With immortality only a furlong away, Sakhee took a half-length lead on Tiznow and looked like a sure thing to deal the home team its fourth consecutive defeat. Inside the final furlong, it was all up to Tiznow to stop this European juggernaut, but he already appeared to be a beaten horse. Then, something happened that defies explanation. The fire that had burned inside Tiznow a year earlier suddenly was reginited by the threatening presence of Sakhee, who was about to deal America its most crushing blow in international competition.

The big, powerful Cal-bred felt a single sting from jockey Chris McCarron's whip and reached back for one final surge. With his teeth clenched and his blood at a boil, he lunged forward in the shadow of the wire and snatched certain victory from the foreign invader, winning by a nose. Up in the stands, Michael Cooper felt as if he were going to pass out. "For five minutes after the race, I couldn't walk," he said. "When my wife said 'let's go,' I told her, 'I can't; I think I'm going to fall down.' This was almost too mystical to explain."

In his own way, Tiznow had come to embody the fighting spirit of all the heroes that had emerged in New York over the past month.

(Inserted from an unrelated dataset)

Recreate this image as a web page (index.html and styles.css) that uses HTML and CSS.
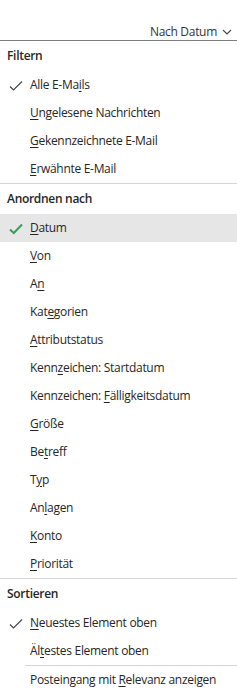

Although not the powerful force he had been that winter and the previous fall, he somehow was able to rise to the challenge, bringing to mind an old English saying, "Spirit shall be the stouter, heart the bolder, courage shall be the greater, as our might lessens."

In the end, everyone went home happy-the Americans, the Irish, the French, the British, the Arabs, and the people of New York, who needed a brief escape from the horrific images that still haunted them.

For all those who were a part of Breeders' Cup XVIII, it was a day of pride; it was a day of solidarity. But, most of all, it was a day of heroes.